Refinish your hardwood floors

Refinishing your home’s hardwood floors can be a big job, but if you do it well the final results will be very rewarding. In fact, its resilience is one the great features of hardwood. Even when the floor is badly scratched and worn, hardwood can be usually be restored with a couple of days’ work.

In recent years some hardwood floors have actually been made from engineered wood. You can identify these floors by the slight chamfer on each board edge. Don’t try to sand this type of floor: the veneer is too thin.

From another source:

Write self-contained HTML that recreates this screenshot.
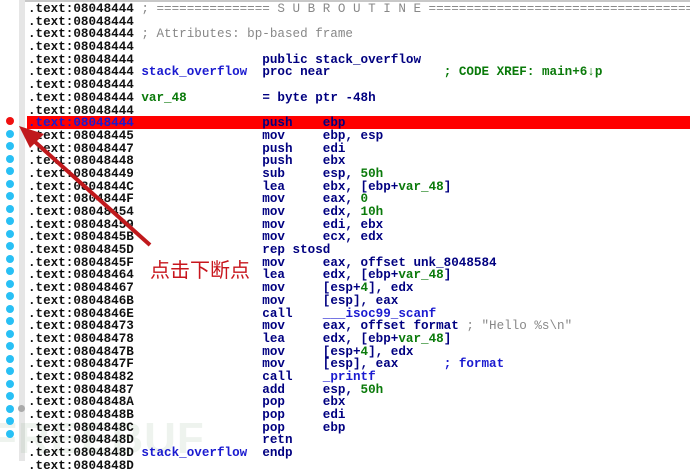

To see what kind of flooring you have, pull up a heating grate from the floor or look at an edge by removing a threshold from a doorway. If it’s solid hardwood, you’re in business. But if less than 1/8″ remains above the tongue, the floor is too thin to sand and will have to be left “as is” or replaced.

What to rent

The rental shop will have either a drum-sanding machine or a belt-sanding machine (or both). Choose a belt-sanding machine if you can: it’s easier to control and won’t chatter the surface of your floor the way a drum sander can. The belts are also easier to change.

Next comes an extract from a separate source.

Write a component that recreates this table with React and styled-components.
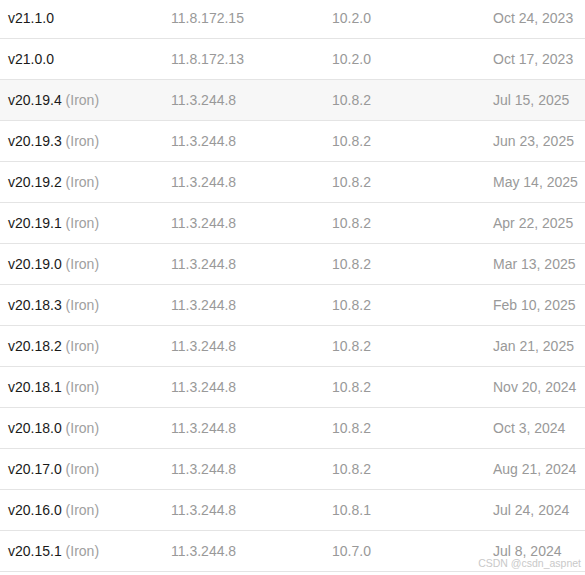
import React from 'react';
import styled, { createGlobalStyle } from 'styled-components';

const GlobalStyle = createGlobalStyle`
  html, body {
    margin: 0;
    padding: 0;
    background: #ffffff;
    overflow: hidden;
  }
  body {
    font-family: "Liberation Sans", Arial, sans-serif;
  }
`;

const Page = styled.div`
  position: relative;
  width: 585px;
  height: 575px;
  overflow: hidden;
`;

const Table = styled.div`
  margin-top: -2px;
  display: flex;
  flex-direction: column;
`;

const Row = styled.div`
  display: grid;
  grid-template-columns: 163px 161px 161px 1fr;
  height: 40px;
  align-items: center;
  border-bottom: 1px solid #e4e4e4;
  background: ${({ $highlight }) => ($highlight ? '#f7f7f7' : '#ffffff')};
`;

const Cell = styled.div`
  padding-left: 8px;
  font-size: 14px;
  line-height: 16px;
  white-space: nowrap;
  color: ${({ $dark }) => ($dark ? '#1a1a1a' : '#999999')};
`;

const Codename = styled.span`
  color: #a0a0a0;
`;

const Watermark = styled.div`
  position: absolute;
  right: 4px;
  top: 557px;
  font-size: 10.5px;
  line-height: 12px;
  color: #c9c9c9;
  font-family: "Liberation Sans", Arial, sans-serif;
`;

const releases = [
  ['v21.1.0', null, '11.8.172.15', '10.2.0', 'Oct 24, 2023'],
  ['v21.0.0', null, '11.8.172.13', '10.2.0', 'Oct 17, 2023'],
  ['v20.19.4', 'Iron', '11.3.244.8', '10.8.2', 'Jul 15, 2025'],
  ['v20.19.3', 'Iron', '11.3.244.8', '10.8.2', 'Jun 23, 2025'],
  ['v20.19.2', 'Iron', '11.3.244.8', '10.8.2', 'May 14, 2025'],
  ['v20.19.1', 'Iron', '11.3.244.8', '10.8.2', 'Apr 22, 2025'],
  ['v20.19.0', 'Iron', '11.3.244.8', '10.8.2', 'Mar 13, 2025'],
  ['v20.18.3', 'Iron', '11.3.244.8', '10.8.2', 'Feb 10, 2025'],
  ['v20.18.2', 'Iron', '11.3.244.8', '10.8.2', 'Jan 21, 2025'],
  ['v20.18.1', 'Iron', '11.3.244.8', '10.8.2', 'Nov 20, 2024'],
  ['v20.18.0', 'Iron', '11.3.244.8', '10.8.2', 'Oct 3, 2024'],
  ['v20.17.0', 'Iron', '11.3.244.8', '10.8.2', 'Aug 21, 2024'],
  ['v20.16.0', 'Iron', '11.3.244.8', '10.8.1', 'Jul 24, 2024'],
  ['v20.15.1', 'Iron', '11.3.244.8', '10.7.0', 'Jul 8, 2024'],
];

export default function App() {
  return (
    <Page>
      <GlobalStyle />
      <Table>
        {releases.map(([version, codename, v8, npm, date], i) => (
          <Row key={version} $highlight={i === 2}>
            <Cell $dark>
              {version}
              {codename && <Codename> ({codename})</Codename>}
            </Cell>
            <Cell>{v8}</Cell>
            <Cell>{npm}</Cell>
            <Cell>{date}</Cell>
          </Row>
        ))}
      </Table>
      <Watermark>CSDN @csdn_aspnet</Watermark>
    </Page>
  );
}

You’ll also need an edge sander to get into areas that the big machine can’t reach. And you’ll need a floor buffer for finishing. Before you leave the store, be sure to ask for tips on how to operate each machine.

Room preparation basics

– Remove all furniture from the room and anything hanging on the walls.
– Tape up plastic sheets to close off all the doorways leading into the room.
– Tape plastic around all the heating vents and transitions to other floor surfaces in adjoining rooms.
– Set any nails that are exposed and remove any metal grates or grilles from the floor.

Remove the old finish

The first sanding is not actually intended to resurface the wood, but rather to remove the existing finish. Install a 36-grit belt in the sander and start by moving forward toward the far wall, then turn and retrace the same path back, walking in the same direction as the wood grain. Keep the sander moving. If you rest the machine in one spot for too long, you’ll sand a groove in the floor. Sand another row, overlapping your path by one plank of flooring. Check the sanding belt for wear and replace it as needed. Don’t try to sand down to completely bare wood. Once you’ve removed about 85 per cent of the finish, you’re ready for Step 2.

Once the main portion of the floor is done, sand the parts of the floor that you couldn’t reach against the walls. Start back about two feet from the wall, then sand as close to the wall as you can. As you approach the wall, lift the sander to avoid grooving the floor at the wall.